Records for this task –

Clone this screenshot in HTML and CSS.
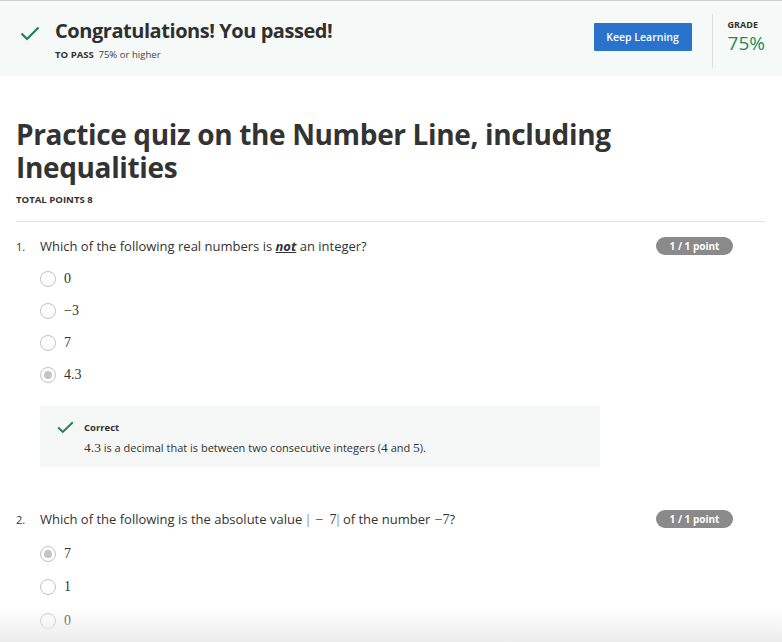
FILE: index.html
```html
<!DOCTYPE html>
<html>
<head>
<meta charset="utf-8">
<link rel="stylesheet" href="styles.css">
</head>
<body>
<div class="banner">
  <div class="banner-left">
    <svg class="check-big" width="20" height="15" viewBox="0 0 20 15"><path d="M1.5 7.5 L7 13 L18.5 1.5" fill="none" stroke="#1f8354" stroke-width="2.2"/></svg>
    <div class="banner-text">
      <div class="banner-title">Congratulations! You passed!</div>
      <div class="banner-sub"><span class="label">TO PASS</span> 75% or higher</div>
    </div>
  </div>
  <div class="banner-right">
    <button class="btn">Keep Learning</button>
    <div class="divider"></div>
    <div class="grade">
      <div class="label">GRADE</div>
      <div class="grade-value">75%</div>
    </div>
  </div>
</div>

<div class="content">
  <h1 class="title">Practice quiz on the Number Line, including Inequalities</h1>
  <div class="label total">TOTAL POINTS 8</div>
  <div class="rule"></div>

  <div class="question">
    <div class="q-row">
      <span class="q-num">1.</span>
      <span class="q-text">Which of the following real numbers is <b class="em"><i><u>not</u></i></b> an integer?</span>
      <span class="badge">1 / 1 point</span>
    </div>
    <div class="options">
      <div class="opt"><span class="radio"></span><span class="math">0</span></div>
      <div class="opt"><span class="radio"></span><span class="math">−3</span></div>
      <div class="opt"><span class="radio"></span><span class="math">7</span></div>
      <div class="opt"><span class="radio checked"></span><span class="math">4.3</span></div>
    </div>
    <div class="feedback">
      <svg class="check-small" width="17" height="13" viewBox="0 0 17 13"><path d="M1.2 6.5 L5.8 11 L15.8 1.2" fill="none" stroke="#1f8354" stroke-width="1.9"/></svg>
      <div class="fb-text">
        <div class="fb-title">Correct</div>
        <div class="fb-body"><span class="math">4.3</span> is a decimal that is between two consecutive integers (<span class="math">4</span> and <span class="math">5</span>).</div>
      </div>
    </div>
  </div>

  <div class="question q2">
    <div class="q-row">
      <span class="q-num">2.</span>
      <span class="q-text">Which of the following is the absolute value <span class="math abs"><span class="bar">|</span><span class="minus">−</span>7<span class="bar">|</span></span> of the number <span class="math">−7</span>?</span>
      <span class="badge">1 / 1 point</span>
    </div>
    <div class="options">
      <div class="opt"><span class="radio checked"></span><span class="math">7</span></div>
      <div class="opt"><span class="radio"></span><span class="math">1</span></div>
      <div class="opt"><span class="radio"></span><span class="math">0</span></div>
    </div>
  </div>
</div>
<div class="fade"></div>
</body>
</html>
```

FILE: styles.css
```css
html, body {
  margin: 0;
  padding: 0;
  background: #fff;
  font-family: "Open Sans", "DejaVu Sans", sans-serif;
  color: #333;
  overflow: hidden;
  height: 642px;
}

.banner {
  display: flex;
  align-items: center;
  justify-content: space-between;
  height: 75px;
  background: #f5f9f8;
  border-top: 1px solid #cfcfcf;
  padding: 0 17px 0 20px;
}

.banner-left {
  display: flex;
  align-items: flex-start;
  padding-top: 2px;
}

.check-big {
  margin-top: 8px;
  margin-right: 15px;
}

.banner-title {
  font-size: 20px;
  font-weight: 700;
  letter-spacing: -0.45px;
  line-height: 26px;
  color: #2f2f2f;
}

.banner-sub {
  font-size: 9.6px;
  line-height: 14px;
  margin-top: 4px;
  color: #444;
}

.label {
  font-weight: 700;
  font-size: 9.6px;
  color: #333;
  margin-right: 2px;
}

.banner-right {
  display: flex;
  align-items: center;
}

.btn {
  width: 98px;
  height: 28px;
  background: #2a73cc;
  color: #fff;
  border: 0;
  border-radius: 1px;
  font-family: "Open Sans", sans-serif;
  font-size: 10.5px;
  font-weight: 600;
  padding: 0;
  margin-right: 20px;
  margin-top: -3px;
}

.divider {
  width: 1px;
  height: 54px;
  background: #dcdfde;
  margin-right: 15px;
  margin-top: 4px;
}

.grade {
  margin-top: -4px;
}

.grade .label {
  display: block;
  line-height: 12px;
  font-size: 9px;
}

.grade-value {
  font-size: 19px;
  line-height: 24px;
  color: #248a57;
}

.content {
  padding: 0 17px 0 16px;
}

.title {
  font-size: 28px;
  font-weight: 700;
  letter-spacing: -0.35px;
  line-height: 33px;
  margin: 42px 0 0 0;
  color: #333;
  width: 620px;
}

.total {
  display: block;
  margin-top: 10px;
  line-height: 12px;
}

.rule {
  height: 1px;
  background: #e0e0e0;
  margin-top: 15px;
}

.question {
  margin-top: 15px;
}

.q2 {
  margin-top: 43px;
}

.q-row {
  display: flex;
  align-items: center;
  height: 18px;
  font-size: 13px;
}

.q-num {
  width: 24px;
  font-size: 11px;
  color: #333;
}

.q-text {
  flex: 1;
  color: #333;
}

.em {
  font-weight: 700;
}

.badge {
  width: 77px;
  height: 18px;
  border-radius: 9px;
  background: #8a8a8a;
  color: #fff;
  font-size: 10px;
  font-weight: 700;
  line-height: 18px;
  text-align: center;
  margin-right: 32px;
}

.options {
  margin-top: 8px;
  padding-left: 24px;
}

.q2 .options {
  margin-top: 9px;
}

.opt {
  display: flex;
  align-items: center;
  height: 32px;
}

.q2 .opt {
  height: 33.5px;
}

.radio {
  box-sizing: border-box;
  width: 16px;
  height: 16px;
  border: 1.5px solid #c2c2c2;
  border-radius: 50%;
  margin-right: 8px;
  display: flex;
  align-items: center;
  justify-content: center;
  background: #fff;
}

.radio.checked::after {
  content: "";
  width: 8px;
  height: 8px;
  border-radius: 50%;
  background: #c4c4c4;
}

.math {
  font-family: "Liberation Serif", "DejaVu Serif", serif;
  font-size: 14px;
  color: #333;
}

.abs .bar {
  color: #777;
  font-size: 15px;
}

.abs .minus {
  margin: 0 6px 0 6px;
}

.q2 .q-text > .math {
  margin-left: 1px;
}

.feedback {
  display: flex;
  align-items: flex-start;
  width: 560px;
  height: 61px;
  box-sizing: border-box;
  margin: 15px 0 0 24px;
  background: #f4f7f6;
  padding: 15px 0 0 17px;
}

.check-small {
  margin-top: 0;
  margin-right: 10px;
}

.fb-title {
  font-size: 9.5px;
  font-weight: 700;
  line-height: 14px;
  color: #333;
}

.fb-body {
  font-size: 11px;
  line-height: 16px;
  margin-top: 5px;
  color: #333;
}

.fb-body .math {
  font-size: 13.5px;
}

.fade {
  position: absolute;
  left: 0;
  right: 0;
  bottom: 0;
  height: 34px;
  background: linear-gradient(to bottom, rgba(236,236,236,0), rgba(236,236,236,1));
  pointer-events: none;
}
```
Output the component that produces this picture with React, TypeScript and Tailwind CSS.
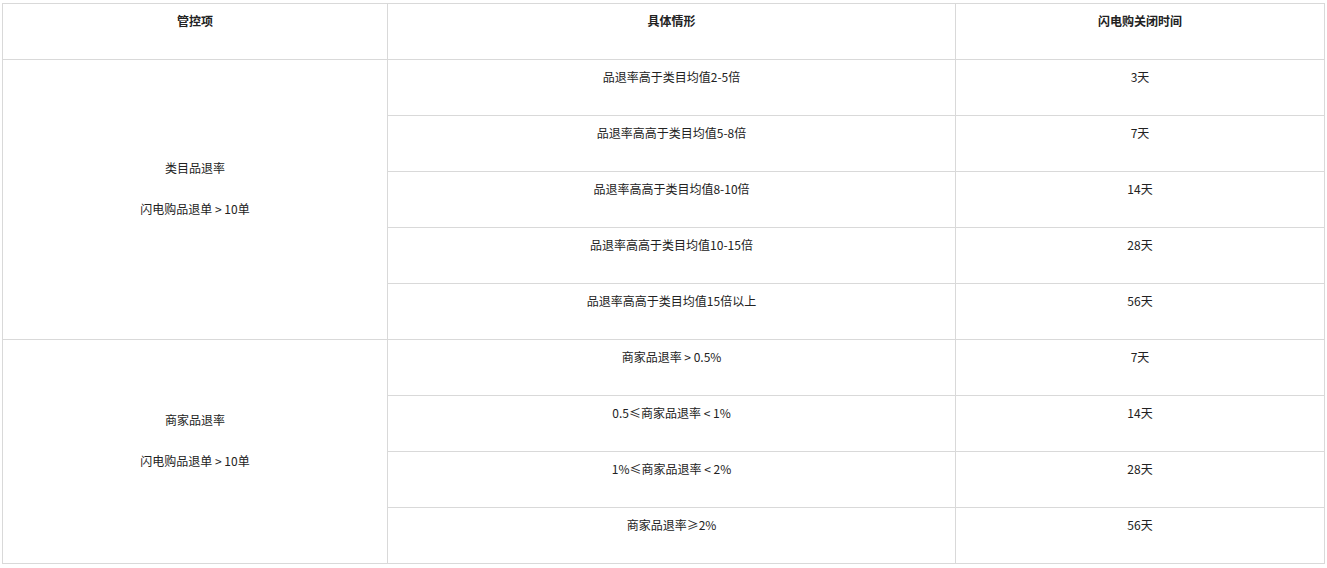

What is needed –
Write the entries above out in full, exactly, with no images.

The output –
Clone this screenshot in HTML and CSS.
FILE: index.html
```html
<!DOCTYPE html>
<html>
<head>
<meta charset="utf-8">
<link rel="stylesheet" href="styles.css">
</head>
<body>
<div class="banner">
  <div class="banner-left">
    <svg class="check-big" width="20" height="15" viewBox="0 0 20 15"><path d="M1.5 7.5 L7 13 L18.5 1.5" fill="none" stroke="#1f8354" stroke-width="2.2"/></svg>
    <div class="banner-text">
      <div class="banner-title">Congratulations! You passed!</div>
      <div class="banner-sub"><span class="label">TO PASS</span> 75% or higher</div>
    </div>
  </div>
  <div class="banner-right">
    <button class="btn">Keep Learning</button>
    <div class="divider"></div>
    <div class="grade">
      <div class="label">GRADE</div>
      <div class="grade-value">75%</div>
    </div>
  </div>
</div>

<div class="content">
  <h1 class="title">Practice quiz on the Number Line, including Inequalities</h1>
  <div class="label total">TOTAL POINTS 8</div>
  <div class="rule"></div>

  <div class="question">
    <div class="q-row">
      <span class="q-num">1.</span>
      <span class="q-text">Which of the following real numbers is <b class="em"><i><u>not</u></i></b> an integer?</span>
      <span class="badge">1 / 1 point</span>
    </div>
    <div class="options">
      <div class="opt"><span class="radio"></span><span class="math">0</span></div>
      <div class="opt"><span class="radio"></span><span class="math">−3</span></div>
      <div class="opt"><span class="radio"></span><span class="math">7</span></div>
      <div class="opt"><span class="radio checked"></span><span class="math">4.3</span></div>
    </div>
    <div class="feedback">
      <svg class="check-small" width="17" height="13" viewBox="0 0 17 13"><path d="M1.2 6.5 L5.8 11 L15.8 1.2" fill="none" stroke="#1f8354" stroke-width="1.9"/></svg>
      <div class="fb-text">
        <div class="fb-title">Correct</div>
        <div class="fb-body"><span class="math">4.3</span> is a decimal that is between two consecutive integers (<span class="math">4</span> and <span class="math">5</span>).</div>
      </div>
    </div>
  </div>

  <div class="question q2">
    <div class="q-row">
      <span class="q-num">2.</span>
      <span class="q-text">Which of the following is the absolute value <span class="math abs"><span class="bar">|</span><span class="minus">−</span>7<span class="bar">|</span></span> of the number <span class="math">−7</span>?</span>
      <span class="badge">1 / 1 point</span>
    </div>
    <div class="options">
      <div class="opt"><span class="radio checked"></span><span class="math">7</span></div>
      <div class="opt"><span class="radio"></span><span class="math">1</span></div>
      <div class="opt"><span class="radio"></span><span class="math">0</span></div>
    </div>
  </div>
</div>
<div class="fade"></div>
</body>
</html>
```

FILE: styles.css
```css
html, body {
  margin: 0;
  padding: 0;
  background: #fff;
  font-family: "Open Sans", "DejaVu Sans", sans-serif;
  color: #333;
  overflow: hidden;
  height: 642px;
}

.banner {
  display: flex;
  align-items: center;
  justify-content: space-between;
  height: 75px;
  background: #f5f9f8;
  border-top: 1px solid #cfcfcf;
  padding: 0 17px 0 20px;
}

.banner-left {
  display: flex;
  align-items: flex-start;
  padding-top: 2px;
}

.check-big {
  margin-top: 8px;
  margin-right: 15px;
}

.banner-title {
  font-size: 20px;
  font-weight: 700;
  letter-spacing: -0.45px;
  line-height: 26px;
  color: #2f2f2f;
}

.banner-sub {
  font-size: 9.6px;
  line-height: 14px;
  margin-top: 4px;
  color: #444;
}

.label {
  font-weight: 700;
  font-size: 9.6px;
  color: #333;
  margin-right: 2px;
}

.banner-right {
  display: flex;
  align-items: center;
}

.btn {
  width: 98px;
  height: 28px;
  background: #2a73cc;
  color: #fff;
  border: 0;
  border-radius: 1px;
  font-family: "Open Sans", sans-serif;
  font-size: 10.5px;
  font-weight: 600;
  padding: 0;
  margin-right: 20px;
  margin-top: -3px;
}

.divider {
  width: 1px;
  height: 54px;
  background: #dcdfde;
  margin-right: 15px;
  margin-top: 4px;
}

.grade {
  margin-top: -4px;
}

.grade .label {
  display: block;
  line-height: 12px;
  font-size: 9px;
}

.grade-value {
  font-size: 19px;
  line-height: 24px;
  color: #248a57;
}

.content {
  padding: 0 17px 0 16px;
}

.title {
  font-size: 28px;
  font-weight: 700;
  letter-spacing: -0.35px;
  line-height: 33px;
  margin: 42px 0 0 0;
  color: #333;
  width: 620px;
}

.total {
  display: block;
  margin-top: 10px;
  line-height: 12px;
}

.rule {
  height: 1px;
  background: #e0e0e0;
  margin-top: 15px;
}

.question {
  margin-top: 15px;
}

.q2 {
  margin-top: 43px;
}

.q-row {
  display: flex;
  align-items: center;
  height: 18px;
  font-size: 13px;
}

.q-num {
  width: 24px;
  font-size: 11px;
  color: #333;
}

.q-text {
  flex: 1;
  color: #333;
}

.em {
  font-weight: 700;
}

.badge {
  width: 77px;
  height: 18px;
  border-radius: 9px;
  background: #8a8a8a;
  color: #fff;
  font-size: 10px;
  font-weight: 700;
  line-height: 18px;
  text-align: center;
  margin-right: 32px;
}

.options {
  margin-top: 8px;
  padding-left: 24px;
}

.q2 .options {
  margin-top: 9px;
}

.opt {
  display: flex;
  align-items: center;
  height: 32px;
}

.q2 .opt {
  height: 33.5px;
}

.radio {
  box-sizing: border-box;
  width: 16px;
  height: 16px;
  border: 1.5px solid #c2c2c2;
  border-radius: 50%;
  margin-right: 8px;
  display: flex;
  align-items: center;
  justify-content: center;
  background: #fff;
}

.radio.checked::after {
  content: "";
  width: 8px;
  height: 8px;
  border-radius: 50%;
  background: #c4c4c4;
}

.math {
  font-family: "Liberation Serif", "DejaVu Serif", serif;
  font-size: 14px;
  color: #333;
}

.abs .bar {
  color: #777;
  font-size: 15px;
}

.abs .minus {
  margin: 0 6px 0 6px;
}

.q2 .q-text > .math {
  margin-left: 1px;
}

.feedback {
  display: flex;
  align-items: flex-start;
  width: 560px;
  height: 61px;
  box-sizing: border-box;
  margin: 15px 0 0 24px;
  background: #f4f7f6;
  padding: 15px 0 0 17px;
}

.check-small {
  margin-top: 0;
  margin-right: 10px;
}

.fb-title {
  font-size: 9.5px;
  font-weight: 700;
  line-height: 14px;
  color: #333;
}

.fb-body {
  font-size: 11px;
  line-height: 16px;
  margin-top: 5px;
  color: #333;
}

.fb-body .math {
  font-size: 13.5px;
}

.fade {
  position: absolute;
  left: 0;
  right: 0;
  bottom: 0;
  height: 34px;
  background: linear-gradient(to bottom, rgba(236,236,236,0), rgba(236,236,236,1));
  pointer-events: none;
}
```
Output the component that produces this picture with React, TypeScript and Tailwind CSS.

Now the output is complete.